A classic sign that wouldn't be out of place in California . . .
. . . and one you wouldn't see in California, probably; long-ago swapped out for something more up-to-date.
But this will always be up-to-date.
Jeez. SIGN MUCH?
I'm sure it was another bank before it was Bank of the West, and it's nice they put in that corner window so people inside could check the time without having to look at their wrists.
You don't see many downtown signs advertising automobile services, especially quotidian ones like Tuneups.
Unless this was a clothing store run by a Dutchman named Tuneup.
If I had to guess: height-of-post-war-downtown-shopping 50s building, absolutely unadorned; sign is original.

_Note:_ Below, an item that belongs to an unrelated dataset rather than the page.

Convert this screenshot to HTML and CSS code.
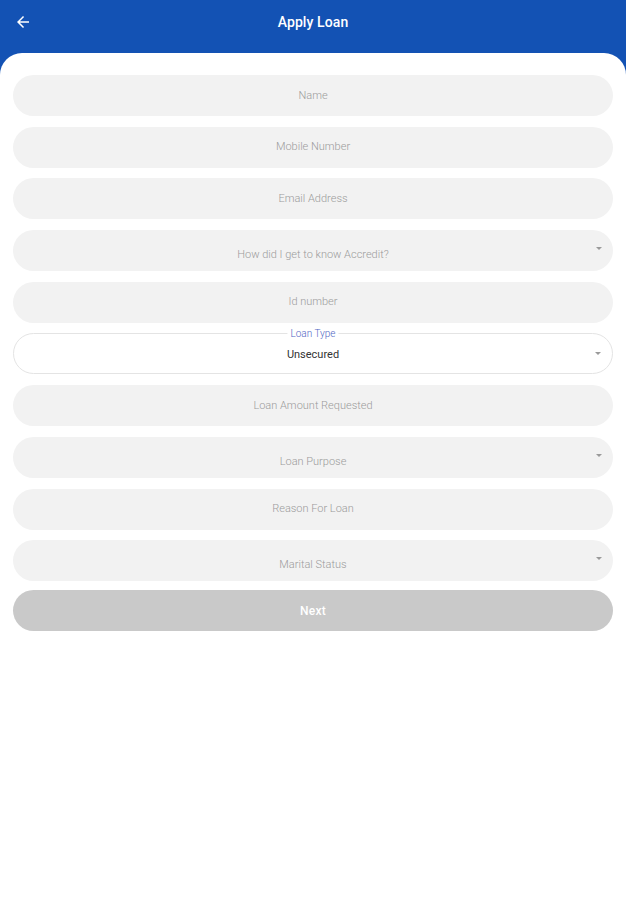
FILE: index.html
```html
<!DOCTYPE html>
<html lang="en">
<head>
<meta charset="utf-8">
<title>Apply Loan</title>
<link rel="stylesheet" href="styles.css">
</head>
<body>
<div class="page">
  <header class="topbar">
    <span class="back" aria-label="Back">
      <svg width="18" height="18" viewBox="0 0 24 24"><path d="M20 11H7.83l5.59-5.59L12 4l-8 8 8 8 1.41-1.41L7.83 13H20v-2z" fill="#fff"/></svg>
    </span>
    <h1 class="title">Apply Loan</h1>
  </header>
  <main class="card">
    <div class="field"><span class="ph">Name</span></div>
    <div class="field"><span class="ph">Mobile Number</span></div>
    <div class="field"><span class="ph">Email Address</span></div>
    <div class="field select"><span class="ph">How did I get to know Accredit?</span><span class="caret"></span></div>
    <div class="field"><span class="ph">Id number</span></div>
    <div class="field outlined"><span class="float-label">Loan Type</span><span class="value">Unsecured</span><span class="caret mid"></span></div>
    <div class="field"><span class="ph">Loan Amount Requested</span></div>
    <div class="field select"><span class="ph">Loan Purpose</span><span class="caret"></span></div>
    <div class="field"><span class="ph">Reason For Loan</span></div>
    <div class="field select"><span class="ph">Marital Status</span><span class="caret"></span></div>
    <button class="next">Next</button>
  </main>
</div>
</body>
</html>
```
FILE: styles.css
```css
* { box-sizing: border-box; }
html, body { margin: 0; padding: 0; }
body { font-family: Roboto, "Noto Sans", sans-serif; background: #ffffff; }
.page { background: #1352b4; min-height: 900px; display: flex; flex-direction: column; }
.topbar { height: 53px; position: relative; display: flex; justify-content: center; padding-top: 13px; }
.back { position: absolute; left: 14px; top: 13px; width: 18px; height: 18px; display: block; }
.back svg { display: block; }
.title { margin: 0; font-size: 14px; font-weight: 500; color: #ffffff; line-height: 18px; letter-spacing: 0.1px; }
.card { flex: 1; background: #ffffff; border-radius: 22px 22px 0 0; padding: 22px 13px 0; display: flex; flex-direction: column; gap: 10.7px; }
.field { position: relative; height: 41px; border-radius: 21px; background: #f2f2f2; display: flex; align-items: center; justify-content: center; }
.ph { font-size: 11px; font-weight: 300; color: #9b9b9b; line-height: 13px; margin-top: -1px; }
.select .ph { margin-top: 0; padding-top: 8px; }
.caret { position: absolute; right: 11px; top: 17px; width: 0; height: 0; border-left: 3.5px solid transparent; border-right: 3.5px solid transparent; border-top: 3.5px solid #9a9a9a; }
.caret.mid { top: 18px; }
.outlined { background: #ffffff; border: 1px solid #e4e4e4; }
.float-label { position: absolute; top: -6px; left: 50%; transform: translateX(-50%); background: #ffffff; padding: 0 3px; font-size: 10px; font-weight: 300; color: #4f66c4; line-height: 12px; }
.value { font-size: 11px; font-weight: 400; color: #333333; line-height: 13px; padding-top: 1px; }
.next { height: 41px; border: 0; border-radius: 21px; background: #c9c9c9; color: #ffffff; font-family: Roboto, "Noto Sans", sans-serif; font-size: 12px; font-weight: 500; margin-top: -1.5px; letter-spacing: 0.3px; }
```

Then it needed updating, because it was plain. I'd say early 80s.
If it flapped those things hard enough, it might lift off.
We end this visit to an ordinary little downtown with a tall tower:
There's a time in every small town's life when someone builds higher than two stories, and it's always a source of local pride. Looks as if they might have considered building another one next to it, but there was a Panic.
Looking at those amazing clouds, it's not so bad that the sky has pride of place in Gunnison.